5 lat temu, 20 października 2012 r. zmarł Przemysław Gintrowski - bard, kompozytor i muzyk. Stworzył muzykę filmową m.in. do \"Człowieka z żelaza\" Andrzeja Wajdy i \"Zmienników\" Stanisława Barei. Wraz z J. Kaczmarskim i Z. Łapińskim na podstawie utworu Lluisa Llacha skomponowali \"Mury\" - nieformalny hymn \"Solidarności\".
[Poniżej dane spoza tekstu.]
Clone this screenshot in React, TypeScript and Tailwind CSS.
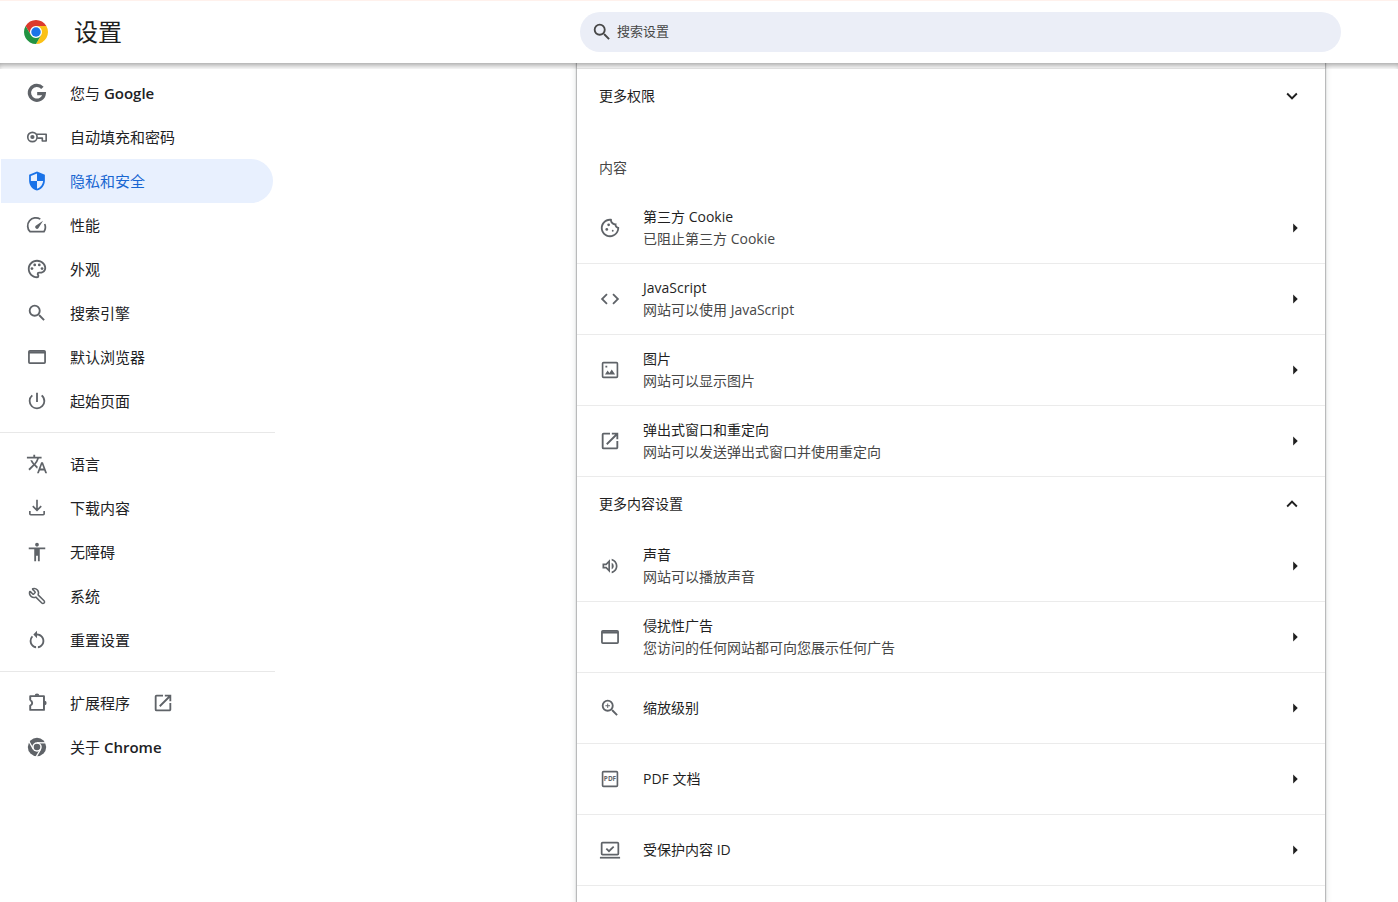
import React from "react";
import {
  MdAccessibility,
  MdArrowRight,
  MdCode,
  MdExpandLess,
  MdExpandMore,
  MdOpenInNew,
  MdOutlineCookie,
  MdOutlinePalette,
  MdOutlineVolumeUp,
  MdPowerSettingsNew,
  MdRestartAlt,
  MdSearch,
  MdTranslate,
  MdZoomIn,
} from "react-icons/md";
import { Wrench } from "lucide-react";

const svgProps = { viewBox: "0 0 24 24", width: 22, height: 22, "aria-hidden": true };

const ChromeLogo = () => (
  <svg viewBox="0 0 48 48" className="size-6 shrink-0" aria-hidden="true">
    <circle cx="24" cy="24" r="12" fill="#fff" />
    <path
      fill="#dc3a2d"
      d="M24 12h20.78a24 24 0 0 0-41.56 0L13.6 30A12 12 0 0 1 24 12Z"
    />
    <path
      fill="#fbc116"
      d="M34.39 30 24 48a24 24 0 0 0 20.78-36H24a12 12 0 0 1 10.39 18Z"
    />
    <path
      fill="#229342"
      d="M13.6 30 3.22 12A24 24 0 0 0 24 48l10.39-18a12 12 0 0 1-20.79 0Z"
    />
    <circle cx="24" cy="24" r="9.5" fill="#1a73e8" />
  </svg>
);

const GoogleIcon = () => (
  <svg {...svgProps} fill="none" stroke="currentColor" strokeWidth="3.6">
    <path d="M17.9 6.4A8.1 8.1 0 1 0 19.9 12.6H12.2" />
  </svg>
);

const KeyIcon = () => (
  <svg {...svgProps} fill="none" stroke="currentColor" strokeWidth="1.8">
    <path d="M11.6 9H22v7.4h-4.2v-3.2h-5.6" strokeLinejoin="round" />
    <circle cx="7" cy="12" r="5.1" />
    <circle cx="7" cy="12" r="2.3" fill="currentColor" stroke="none" />
  </svg>
);

const ShieldIcon = () => (
  <svg {...svgProps} fill="currentColor">
    <path d="M12 1.6 3.4 5.2v6.2c0 5.2 3.6 9.8 8.6 11 5-1.2 8.6-5.8 8.6-11V5.2L12 1.6Zm0 2.1v8.2h6.7c-.4 3.9-3.2 7.5-6.7 8.5v-8.5H5.3V6.5L12 3.7Z" />
  </svg>
);

const SpeedIcon = () => (
  <svg {...svgProps} fill="none" stroke="currentColor" strokeWidth="1.9">
    <path d="M15.6 5.6A8.9 8.9 0 0 0 4.4 19.3h15.2a8.9 8.9 0 0 0 .8-8.4" />
    <path
      fill="currentColor"
      stroke="none"
      d="M10.6 15.6a2 2 0 0 1 0-2.9L18.6 7.4l-5.1 8.2a2 2 0 0 1-2.9 0Z"
    />
  </svg>
);

const WindowIcon = () => (
  <svg {...svgProps} fill="none" stroke="currentColor" strokeWidth="1.9">
    <rect x="3.2" y="5.4" width="17.6" height="13.4" rx="1" />
    <path d="M3.2 7h17.6" strokeWidth="2.4" />
  </svg>
);

const DownloadIcon = () => (
  <svg {...svgProps} fill="none" stroke="currentColor" strokeWidth="1.8">
    <path d="M12 3v11.4M7.4 10l4.6 4.6 4.6-4.6M4.2 15.4v3q0 1 1 1h13.6q1 0 1-1v-3" />
  </svg>
);

const PuzzleIcon = () => (
  <svg {...svgProps} fill="none" stroke="currentColor" strokeWidth="2.1">
    <path
      strokeLinejoin="round"
      d="M4.6 9.2V4.5h15v15h-15v-4.7a2.9 2.9 0 0 0 0-5.6"
    />
    <path
      fill="currentColor"
      stroke="none"
      d="M9.5 4a2.5 2.5 0 0 1 5 0zM20 9.5a2.5 2.5 0 0 1 0 5z"
    />
  </svg>
);

const ChromeMonoIcon = () => (
  <svg {...svgProps}>
    <circle cx="12" cy="12" r="10" fill="currentColor" />
    <circle cx="12" cy="12" r="5.2" fill="#fff" />
    <circle cx="12" cy="12" r="3.6" fill="currentColor" />
    <g stroke="#fff" strokeWidth="1.4">
      <path d="M12 7.4h10.5" />
      <path d="M12 7.4h10.5" transform="rotate(120 12 12)" />
      <path d="M12 7.4h10.5" transform="rotate(240 12 12)" />
    </g>
  </svg>
);

const PictureIcon = () => (
  <svg {...svgProps} fill="none" stroke="currentColor" strokeWidth="1.8">
    <rect x="3.9" y="3.9" width="16.2" height="16.2" rx="1" />
    <path
      fill="currentColor"
      stroke="none"
      d="m6.5 17 2.9-4.4 2 2.8 2.5-4 3.7 5.6zM7 7.4h2v2H7z"
    />
  </svg>
);

const PdfIcon = () => (
  <svg {...svgProps}>
    <rect
      x="3.9"
      y="3.9"
      width="16.2"
      height="16.2"
      rx="1"
      fill="none"
      stroke="currentColor"
      strokeWidth="1.8"
    />
    <text
      x="12"
      y="14.6"
      textAnchor="middle"
      fontSize="7"
      fontWeight="700"
      fill="currentColor"
    >
      PDF
    </text>
  </svg>
);

const ProtectedIcon = () => (
  <svg {...svgProps} fill="none" stroke="currentColor" strokeWidth="1.9">
    <rect x="2.9" y="4" width="18.2" height="13" rx="1" />
    <path d="M1 20.4h22" />
    <path d="m8 10.4 2.9 2.9 5.1-5.1" />
  </svg>
);

type NavItem = {
  label: string;
  latin?: string;
  icon: React.ReactNode;
  active?: boolean;
  external?: boolean;
};

const navGroups: NavItem[][] = [
  [
    { label: "您与", latin: "Google", icon: <GoogleIcon /> },
    { label: "自动填充和密码", icon: <KeyIcon /> },
    { label: "隐私和安全", icon: <ShieldIcon />, active: true },
    { label: "性能", icon: <SpeedIcon /> },
    { label: "外观", icon: <MdOutlinePalette size={22} /> },
    { label: "搜索引擎", icon: <MdSearch size={22} /> },
    { label: "默认浏览器", icon: <WindowIcon /> },
    { label: "起始页面", icon: <MdPowerSettingsNew size={22} /> },
  ],
  [
    { label: "语言", icon: <MdTranslate size={22} /> },
    { label: "下载内容", icon: <DownloadIcon /> },
    { label: "无障碍", icon: <MdAccessibility size={22} /> },
    { label: "系统", icon: <Wrench size={18} className="-scale-x-100" /> },
    { label: "重置设置", icon: <MdRestartAlt size={22} /> },
  ],
  [
    { label: "扩展程序", icon: <PuzzleIcon />, external: true },
    { label: "关于", latin: "Chrome", icon: <ChromeMonoIcon /> },
  ],
];

type Setting = { title: string; sub?: string; icon: React.ReactNode };

const contentSettings: Setting[] = [
  { title: "第三方 Cookie", sub: "已阻止第三方 Cookie", icon: <MdOutlineCookie size={22} /> },
  { title: "JavaScript", sub: "网站可以使用 JavaScript", icon: <MdCode size={22} /> },
  { title: "图片", sub: "网站可以显示图片", icon: <PictureIcon /> },
  {
    title: "弹出式窗口和重定向",
    sub: "网站可以发送弹出式窗口并使用重定向",
    icon: <MdOpenInNew size={22} />,
  },
];

const moreSettings: Setting[] = [
  { title: "声音", sub: "网站可以播放声音", icon: <MdOutlineVolumeUp size={20} /> },
  { title: "侵扰性广告", sub: "您访问的任何网站都可向您展示任何广告", icon: <WindowIcon /> },
  { title: "缩放级别", icon: <MdZoomIn size={22} /> },
  { title: "PDF 文档", icon: <PdfIcon /> },
  { title: "受保护内容 ID", icon: <ProtectedIcon /> },
];

const SideLink = ({ item }: { item: NavItem }) => (
  <a
    href="#"
    aria-current={item.active ? "page" : undefined}
    className={`ml-px mr-0.5 flex h-11 items-center gap-[22px] rounded-r-full pl-[25px] text-[15px] ${
      item.active ? "bg-[#e8f0fe] text-[#1967d2]" : "text-[#202124]"
    }`}
  >
    <span
      className={`flex size-[22px] shrink-0 items-center justify-center ${
        item.active ? "text-[#1a73e8]" : "text-[#5f6368]"
      }`}
    >
      {item.icon}
    </span>
    <span>
      {item.label}
      {item.latin && <span className="font-semibold"> {item.latin}</span>}
    </span>
    {item.external && <MdOpenInNew size={22} className="text-[#5f6368]" />}
  </a>
);

const SettingRow = ({ setting }: { setting: Setting }) => (
  <button
    type="button"
    className="flex h-[71px] w-full items-center gap-[22px] border-b border-[#ebebeb] pl-[22px] pr-[19px] text-left"
  >
    <span className="flex size-[22px] shrink-0 items-center justify-center text-[#5f6368]">
      {setting.icon}
    </span>
    <span className="flex flex-1 flex-col">
      <span>{setting.title}</span>
      {setting.sub && <span className="text-[#474747]">{setting.sub}</span>}
    </span>
    <MdArrowRight size={22} />
  </button>
);

const ExpandRow = ({ label, open }: { label: string; open?: boolean }) => (
  <button
    type="button"
    aria-expanded={!!open}
    className="flex h-[54px] w-full items-center justify-between px-[22px] text-left"
  >
    <span>{label}</span>
    {open ? <MdExpandLess size={22} /> : <MdExpandMore size={22} />}
  </button>
);

const App = () => {
  return (
    <div
      lang="zh-CN"
      className="flex h-screen flex-col overflow-hidden bg-white font-['Open_Sans','Noto_Sans_CJK_SC',sans-serif] text-[#1f1f1f]"
    >
      <header className="relative z-10 flex h-[63px] shrink-0 items-center border-t border-[#fff1ec] bg-white">
        <div className="flex w-[580px] shrink-0 items-center gap-[26px] pl-6">
          <ChromeLogo />
          <h1 className="text-2xl">设置</h1>
        </div>
        <label className="mr-[57px] flex h-10 flex-1 items-center gap-1 rounded-full bg-[#ebeef7] pl-[11px] text-[#474747]">
          <MdSearch size={22} />
          <input
            type="search"
            aria-label="搜索设置"
            placeholder="搜索设置"
            className="flex-1 bg-transparent text-[13px] outline-none placeholder:text-[#474747]"
          />
        </label>
      </header>

      <div className="relative flex min-h-0 flex-1">
        {/* shadow the toolbar drops on the scrolled content */}
        <div className="pointer-events-none absolute inset-x-0 top-0 z-10 h-1.5 shadow-[inset_0_5px_6px_-3px_rgba(0,0,0,0.4)]" />

        <aside className="w-[577px] shrink-0">
          <nav aria-label="设置" className="w-[275px] pt-2">
            {navGroups.map((group, index) => (
              <div
                key={index}
                className={index > 0 ? "mt-[9px] border-t border-[#e8e8e8] pt-[9px]" : ""}
              >
                {group.map((item) => (
                  <SideLink key={item.label} item={item} />
                ))}
              </div>
            ))}
          </nav>
        </aside>

        <main className="mr-[73px] flex-1 bg-white text-sm/[22px] shadow-[0_0_1px_1px_rgba(60,64,67,0.3),0_1px_6px_1px_rgba(60,64,67,0.15)]">
          <div className="h-1.5 border-b border-[#ebebeb]" />
          <ExpandRow label="更多权限" />
          <h2 className="px-[22px] pb-3.5 pt-[34px] text-[#474747]">内容</h2>
          {contentSettings.map((setting) => (
            <SettingRow key={setting.title} setting={setting} />
          ))}
          <ExpandRow label="更多内容设置" open />
          {moreSettings.map((setting) => (
            <SettingRow key={setting.title} setting={setting} />
          ))}
        </main>
      </div>
    </div>
  );
};

export default App;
Gintrowski urodził się w Stargardzie Szczecińskim, ale przez całe życie związany był z Warszawą - tu skończył szkołę średnią, uczelnię, a także komponował i pracował. Pierwszy większy publiczny występ Gintrowski przeżył w 1976 r. na przeglądzie piosenki studenckiej w warszawskiej Riwierze; przedstawił wówczas utwór "Epitafium dla Sergiusza Jesienina" i zdobył pierwszą nagrodę.
W 1979 roku z Jackiem Kaczmarskim i Zbigniewem Łapińskim powołał trio, które przygotowało program poetycki "Mury". Tytułowa piosenka stała się nieformalnym hymnem Solidarności i symbolem walki z komunizmem. Dla Przemysława Gintrowskiego i Jacka Kaczmarskiego wolność była wartością nadrzędną.
- Wyrażaliśmy to w naszej twórczości, także w czasie strajków w Stoczni Gdańskiej w 1980 r.
- mówił w wywiadzie dla PAP w 2005 r. Gintrowski.
W 1980 r. powstał kolejny wspólny program tria - "Raj". Rok później Gintrowski z Kaczmarskim zdobyli II nagrodę w konkursie kabaretowym za "Epitafium dla Włodzimierza Wysockiego" w Opolu, a także nagrodę na wrocławskim Przeglądzie Piosenki Aktorskiej. Wtedy też artyści pojechali do Francji na tournee. Gintrowski i Łapiński wrócili do Polski. Z powodu wprowadzenia stanu wojennego nie mogli kontynuować trasy z Kaczmarskim; odmówiono im paszportów. Kaczmarski pozostał na emigracji do 1990 roku.
W stanie wojennym Gintrowski był aktywnym uczestnikiem drugiego obiegu kultury. Koncertował w domach, kościołach, w Muzeum Archidiecezji Warszawskiej. Uważał, że wprowadzony 13 grudnia 1981 roku stan wojenny w Polsce "przypieczętował początek końca komunizmu w naszym kraju".
Przemysław Gintrowski był także wykładowcą w Warszawskiej Szkole Filmowej. Stworzył muzykę filmową m.in. do "Człowieka z żelaza" Andrzeja Wajdy, "Matki Królów" Janusza Zaorskiego, serialu komediowego Stanisława Barei "Zmiennicy" czy filmu "Tato" Macieja Ślesickiego oraz innych filmów i spektakli teatralnych. Gintrowski interpretował także poezję. Śpiewał do tekstów Zbigniewa Herberta, Jacka Kaczmarskiego, Tadeusza Nowaka.
- Herbert jest dla mnie najwybitniejszym współczesnym polskim poetą (...) Poznaliśmy się w stanie wojennym. Zrobiłem program "Pamiątki", gdzie śpiewałem kilka wierszy poety. Pomyślałem, że warto, aby autor tekstu wiedział, co wyrabiam z jego twórczością
- mówił w rozmowie z PAP Gintrowski.
W 2006 r. prezydent Lech Kaczyński odznaczył go Krzyżem Kawalerskim Orderu Odrodzenia Polski. Przemysław Gintrowski zmarł 20 października 2012 r. Pochowany został na cmentarzu w Wilanowie.
- Z utworów Gintrowskiego tworzonych w ciemnych latach komunizmu przebijało umiłowanie wolności i niezależności oraz marzenie o wolnej Polsce
- takimi słowami żegnano go po śmierci.